Ну совсем как шар, думала она, даже голова – и та будто распухла, а глаза блеклые, рыбьи, и вместе с тем красные. Наверное, любит не только еду, но и рюмочку.
– Значит, ты думаешь продать Вальморан?
– Пожалуй. – Ей так казалось. Монахини обанкротились и собираются переезжать, а местные власти требуют невозможного. Все ждала встречи с Мэтью. Ну вот они встретились, и что же дальше? Почему она была так уверена, что это станет началом новой жизни? Вполне возможно, он ждал того же от нее. Она читала в его глазах разочарование.
– Довольно удачный момент для продажи недвижимости.
– В самом деле? Хорошо. – Говорят, что в Гонконге он сколотил целое состояние, может, и не врут. – Взамен куплю квартиру. Это удобнее.
– Это удобнее.
«Я ей наскучил», – думал он. Ужинали в «Кафе Рояль». Мэтью в Вилле еще не обзавелся слугами. Он считал, что за едой и питьем будет легче найти взаимопонимание. И теперь они в отчаянии налегали на закуски и вино.
Кожа лица очень важна, думала она. Старую, обвисшую не хочется гладить. А ей казалось, что они бросятся друг другу в объятия, будут неудержимо плакать от счастья. Ведь он запомнился ей молодым, со свежей кожей, ясным взглядом, русыми волосами.
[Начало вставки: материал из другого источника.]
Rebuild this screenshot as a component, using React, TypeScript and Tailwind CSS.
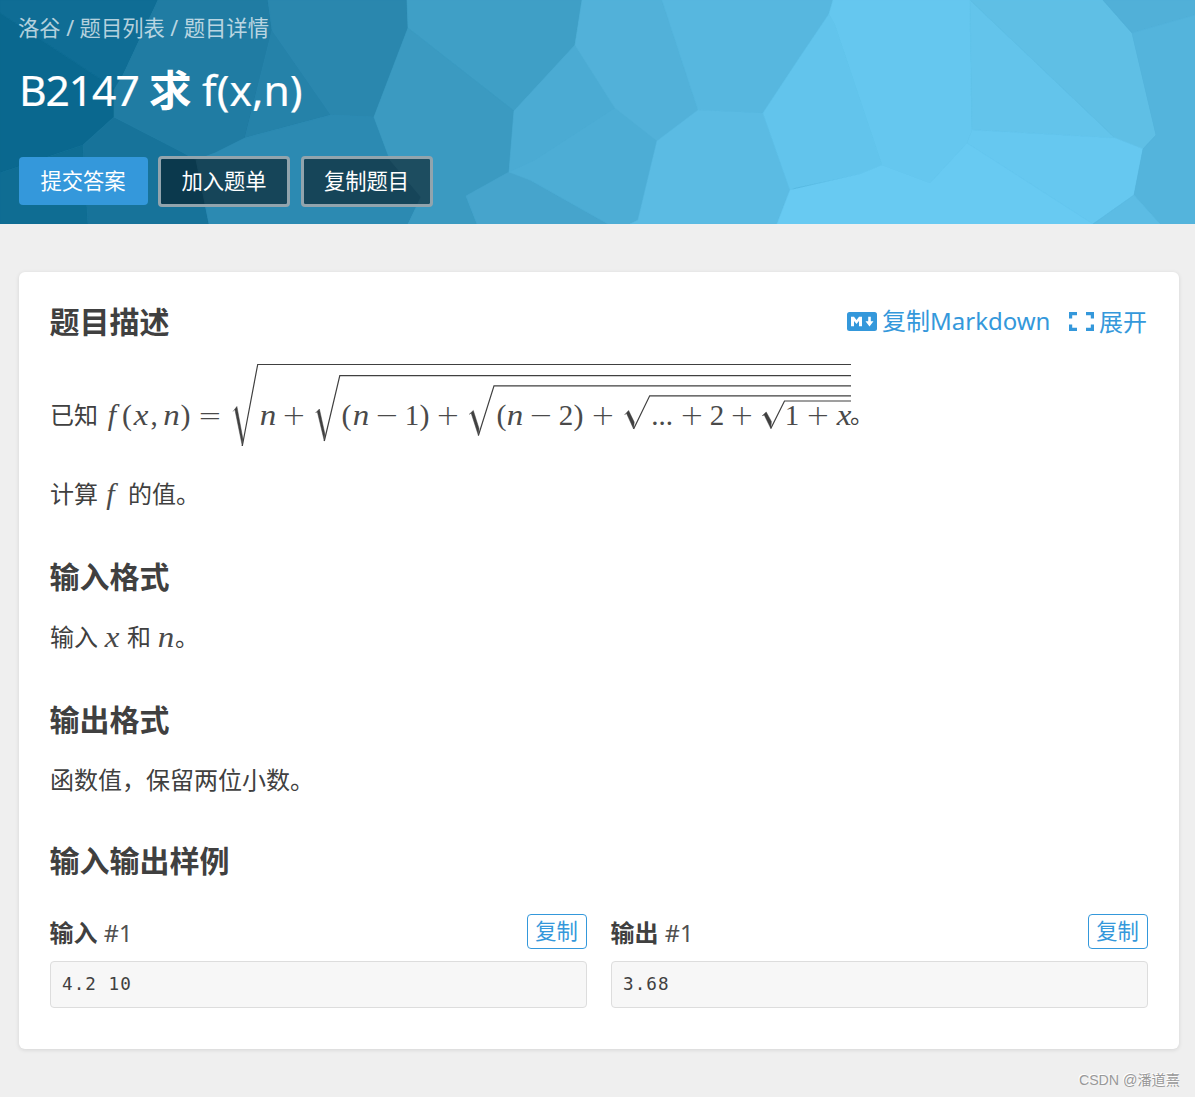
import React from "react";

const cells: [string, string][] = [
  ["0,0 158,0 123,75 114,90 114,88 0,13", "#0f6d95"],
  ["0,13 114,88 114,117 83,145 0,173", "#0a688f"],
  ["0,173 83,145 88,224 0,224", "#0f6d93"],
  ["114,117 182,152 196,160 209,224 88,224 83,145", "#17739a"],
  ["158,0 268,0 272,30 257,90 245,138 215,153 196,160 182,152 114,117 114,90 123,75", "#207ca3"],
  ["272,30 331,115 245,138 257,90", "#2582a9"],
  ["268,0 407,0 408,28 374,117 331,115 272,30", "#2a87ae"],
  ["245,138 331,115 374,117 390,160 421,197 408,224 209,224 196,160 215,153", "#2c8ab2"],
  ["407,0 582,0 575,45 514,111 408,28", "#3f9fc6"],
  ["408,28 514,111 509,172 466,196 477,224 408,224 421,197 390,160 374,117", "#3b9ac1"],
  ["466,196 509,172 530,180 608,224 477,224", "#46a4cc"],
  ["575,45 615,108 535,160 509,172 514,111", "#4babd3"],
  ["615,108 657,141 638,220 630,224 608,224 530,180 509,172 535,160", "#4dadd5"],
  ["582,0 662,0 698,110 657,141 615,108 575,45", "#52b1d9"],
  ["662,0 833,0 829,14 800,57 763,113 698,110", "#57b7df"],
  ["657,141 698,110 763,113 790,190 777,224 630,224 638,220", "#5bbbe3"],
  ["829,14 835,25 882,165 860,174 795,188 790,190 763,113 800,57", "#62c4ec"],
  ["833,0 970,0 972,130 967,143 930,183 882,165 835,25 829,14", "#65c7ef"],
  ["970,0 1115,138 972,130", "#63c4eb"],
  ["970,0 1103,0 1132,33 1156,135 1143,149 1115,138", "#5fbfe5"],
  ["972,130 1115,138 1143,149 1134,195 1093,224 967,143", "#66c8f0"],
  ["790,190 860,174 882,165 930,183 967,143 1093,224 777,224", "#68caf2"],
  ["1103,0 1195,0 1195,15 1132,33", "#51b0d8"],
  ["1132,33 1195,15 1195,224 1160,224 1134,195 1143,149 1156,135", "#54b4dc"],
  ["1134,195 1160,224 1093,224", "#5cbce4"],
];

const op = "font-['DejaVu_Sans'] font-extralight text-[29px]";
const it = "font-['Liberation_Serif'] italic text-[30px] scale-x-110";
const fn = "font-['Liberation_Serif'] italic text-[30px]";
const up = "font-['Liberation_Serif'] text-[29px]";
const par = "font-['Liberation_Serif'] text-[30px]";

const tokens: [string, string, string][] = [
  ["f", fn, "w-[16px]"],
  ["(", par, "ml-[3px] w-[8px]"],
  ["x", it, "ml-[1px] w-[18px]"],
  [",", up, "ml-[1px] w-[6px]"],
  ["n", it, "ml-[5px] w-[19px]"],
  [")", par, "w-[9px]"],
  ["=", op, "ml-[10px] w-[20px]"],
  ["n", it, "ml-[39px] w-[18px]"],
  ["+", op, "ml-[7px] w-[20px]"],
  ["(", par, "ml-[38px] w-[9px]"],
  ["n", it, "ml-[1px] w-[18px]"],
  ["−", op, "ml-[7px] w-[20px]"],
  ["1", up, "ml-[8px] w-[14px]"],
  [")", par, "ml-[1px] w-[9px]"],
  ["+", op, "ml-[9px] w-[20px]"],
  ["(", par, "ml-[39px] w-[9px]"],
  ["n", it, "w-[18px]"],
  ["−", op, "ml-[7px] w-[20px]"],
  ["2", up, "ml-[8px] w-[14px]"],
  [")", par, "ml-[1px] w-[9px]"],
  ["+", op, "ml-[10px] w-[20px]"],
  ["...", up, "ml-[38px] w-[22px]"],
  ["+", op, "ml-[9px] w-[20px]"],
  ["2", up, "ml-[8px] w-[14px]"],
  ["+", op, "ml-[8px] w-[20px]"],
  ["1", up, "ml-[33px] w-[14px]"],
  ["+", op, "ml-[9px] w-[20px]"],
  ["x", it, "ml-[7px] w-[18px]"],
];

// Each radical: start x / y, hook peak x / y, foot x / y, bar start x / y
const radicals = [
  [233, 411.5, 236.9, 406.5, 242.3, 446, 257.7, 364.5],
  [315.5, 413, 319.4, 409, 324.3, 441, 339.8, 375.7],
  [469, 414.5, 473.3, 410.5, 478.4, 435.5, 494, 385.8],
  [624.5, 415, 628.6, 410.5, 633.6, 429, 649.7, 395.8],
  [762, 416, 766.2, 412, 770.8, 428.5, 784.5, 401],
];

function Formula() {
  return (
    <span className="relative ml-[6px] flex h-[90px] w-[747px] shrink-0 text-[#4a4a4a]">
      {tokens.map(([g, font, w], i) => (
        <span key={i} className={`flex h-[90px] shrink-0 justify-center pt-[10px] leading-[90px] whitespace-nowrap ${font} ${w}`}>
          {g}
        </span>
      ))}
      <svg className="absolute left-0 top-0" width="747" height="90" viewBox="104 360 747 90" fill="none" stroke="#404040">
        {radicals.map(([x, y, px, py, fx, fy, bx, by], i) => (
          <g key={i}>
            <path d={`M${x} ${y} L${px} ${py} L${fx + 0.6} ${fy - 7} L${fx} ${fy} L${px - 2} ${py + 3}`} fill="#404040" strokeWidth="0.5" />
            <path d={`M${fx} ${fy} L${bx} ${by} H851`} strokeWidth="1.2" />
          </g>
        ))}
      </svg>
    </span>
  );
}

function Var({ children, className }: { children: string; className: string }) {
  return <span className={`flex shrink-0 justify-center font-['Liberation_Serif'] text-[30px] italic text-[#4a4a4a] ${className}`}>{children}</span>;
}

function Sample({ title, value }: { title: string; value: string }) {
  return (
    <div className="w-[537px]">
      <div className="flex h-[35px] items-center justify-between">
        <div className="ml-[-0.5px] mt-[2px] text-2xl leading-[35px]">
          <b>{title}</b> <span className="text-[23.5px] text-[#505050]">#1</span>
        </div>
        <button className="h-[35px] w-[60px] rounded-[4px] border border-[#3498db] pb-[2px] pr-[1px] text-[21.3px] leading-[31px] text-[#3498db]">复制</button>
      </div>
      <pre className="mt-3 h-[47px] rounded-[4px] border border-[#dddddd] bg-[#f7f7f7] pl-[11px] font-['DejaVu_Sans_Mono'] text-[17.6px] leading-[44px] tracking-[1.05px]">{value}</pre>
    </div>
  );
}

const heading = "h-[40px] ml-[-0.5px] text-[30px] font-bold leading-[40px]";

export default function App() {
  return (
    <div className="flex h-[1097px] w-[1195px] flex-col overflow-hidden bg-[#efefef] font-['Noto_Sans','Noto_Sans_CJK_SC',sans-serif] text-[#404040]">
      <header className="relative h-[224px] shrink-0 overflow-hidden bg-[#3f9fc6] text-white">
        <svg className="absolute inset-0" width="1195" height="224" viewBox="0 0 1195 224">
          {cells.map(([points, color], i) => (
            <polygon key={i} points={points} fill={color} stroke={color} strokeWidth="0.6" />
          ))}
        </svg>
        <div className="relative flex flex-col pl-[19px]">
          <nav className="ml-[-1px] mt-[12px] h-[32px] text-[21.3px] leading-[32px] text-white/70">洛谷 / 题目列表 / 题目详情</nav>
          <h1 className="mt-[15px] flex h-[60px] whitespace-nowrap text-[42.6px] leading-[60px]">
            <span className="w-[130px] tracking-[-1.1px] [-webkit-text-stroke:0.2px_white]">B2147</span>
            <b className="w-[53px]">求</b>
            <span className="[-webkit-text-stroke:0.2px_white]">f(x,n)</span>
          </h1>
          <div className="mt-[37px] flex items-center text-[21.3px]">
            <button className="mb-[2px] h-[48px] w-[129px] rounded-[4px] bg-[#3498db] pr-[1px] leading-[48px]">提交答案</button>
            <button className="ml-[10px] h-[51px] w-[132px] rounded-[4px] border-[3px] border-[#92a4ad] bg-black/50 bg-clip-padding pb-[2px] leading-[43px]">加入题单</button>
            <button className="ml-[11px] h-[51px] w-[132px] rounded-[4px] border-[3px] border-[#92a4ad] bg-black/50 bg-clip-padding pb-[2px] pr-[1px] leading-[43px]">复制题目</button>
          </div>
        </div>
      </header>

      <main className="ml-[19px] mt-[48px] h-[777px] w-[1160px] shrink-0 rounded-[6px] bg-white px-[31px] pt-[30px] shadow-[0_1px_4px_rgba(26,26,26,0.12)]">
        <div className="flex h-[40px] items-center justify-between">
          <h2 className={heading}>题目描述</h2>
          <div className="flex items-center text-2xl leading-[38px] text-[#3498db]">
            <svg width="30" height="20" viewBox="0 0 30 20">
              <rect width="30" height="19" rx="2.5" fill="currentColor" />
              <path d="M4 14.3V4.7h3l2.5 3.2L12 4.7h3v9.6h-3V9l-2.5 3L7 9v5.3z M21.2 4.7h2.6v4.6h2.7l-4 5.2-4-5.2h2.7z" fill="white" />
            </svg>
            <span className="ml-[5px] mt-[-2px] w-[170px] whitespace-nowrap">复制Markdown</span>
            <svg width="25" height="19" viewBox="0 0 25 19" className="ml-[17px] mt-[-1px]" fill="none" stroke="currentColor" strokeWidth="3.2">
              <path d="M1.6 6.5V1.6H8 M17 1.6h6.4v4.9 M1.6 12.5v4.9H8 M17 17.4h6.4v-4.9" />
            </svg>
            <span className="ml-[5px] mt-[-1px] w-[49px] whitespace-nowrap">展开</span>
          </div>
        </div>

        <p className="mt-[18px] flex h-[90px] items-center text-2xl">
          <span className="w-[48px] shrink-0 pt-[20px]">已知</span>
          <Formula />
          <span className="ml-[-1px] pt-[18px]">。</span>
        </p>
        <p className="mt-[24px] flex h-[40px] items-center text-2xl leading-[40px]">
          计算<Var className="ml-[3px] w-[19px]">f</Var>
          <span className="ml-[8px]">的值。</span>
        </p>

        <h2 className={`mt-[43px] ${heading}`}>输入格式</h2>
        <p className="mt-[20px] flex h-[40px] items-center text-2xl leading-[40px]">
          输入<Var className="ml-[5px] w-[18px] scale-x-110">x</Var>
          <span className="ml-[6px]">和</span>
          <Var className="ml-[6px] w-[18px] scale-x-110">n</Var>。
        </p>

        <h2 className={`mt-[43px] ${heading}`}>输出格式</h2>
        <p className="mt-[20px] h-[40px] text-2xl leading-[40px]">函数值，保留两位小数。</p>

        <h2 className={`mt-[41px] ${heading}`}>输入输出样例</h2>
        <div className="mt-[33px] flex gap-6">
          <Sample title="输入" value="4.2 10" />
          <Sample title="输出" value="3.68" />
        </div>
      </main>
      <footer className="mr-[15px] mt-[20px] self-end font-['Liberation_Sans','Noto_Sans_CJK_SC',sans-serif] text-[14.2px] leading-[22px] text-[#999999] [text-shadow:-1px_-1px_0_white]">CSDN @潘道熹</footer>
    </div>
  );
}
Но этот образ уже покрывался мглой.
– Сыру или пудинг, что будешь?
– Пожалуй, сыру.
– А я, наверное, шоколадный мусс. Со сливками.
Неудивительно, что он такой толстый, мысленно вздохнула она. И зачем во все глаза пялиться на то, как официант наливает сливки? В его зрачках вдруг вспыхнуло воодушевление.
– Я, наверное, возьму и сыру. Официант, сыру. Как там Дорина, надеюсь, хорошо?
Как легко произносятся эти имена, думала она. Ведь мы должны онеметь от волнения, а на деле получается какая-то легковесная игра. Говорим так, будто видимся каждый день, как о чем-то обычном и заурядном: поговорили и отодвинули в сторону. С Остином, кажется, уже покончили. Теперь осталось соткать все прошлое целиком, скатать, как дорожку, и уложить в сундук. Неужто для этого они встретились? Может быть. «Я ведь утратила привлекательность, – вдруг дошло до нее, – и этим все объясняется».
– Да, у нее все хорошо. Как только Остин найдет работу, они, я надеюсь, снова поселятся вместе.
– Я тоже надеюсь.
Встреча в ресторане – это ошибка, думал он. Еда все опошляет. Вон у нее все платье усыпано крошками от пирожного. Надо было назначить свидание в девять утра на каком-нибудь мосту. Неужели все потеряно для нас, бесповоротно? Как же такое могло случиться? Уступили друг друга без борьбы. Наша любовь оказалась хилой, ей не хватило запала, чтобы продолжать жить, чтобы превратиться в смысл нашей нынешней жизни. Заслуженное поражение.
– И Токио, наверное, тоже чудесный город.
– Потрясающий.
* * *И на этом, и на том свете нет иного абсолютного добра, кроме доброй воли.
Бредни, подумал Гарс, закусывая запеченной фасолью в чайной Лайонса на Тоттенхем-Корт-роуд.
Абсолютного добра не существовало. Воля трактовалась лишь как физическое усилие. Нравственная распущенность рассматривалась в аспекте психического здоровья. Добродетель имела значение, но опять же лишь в этом узком аспекте. Большой важности ей не придавали, что тоже само по себе было существенно.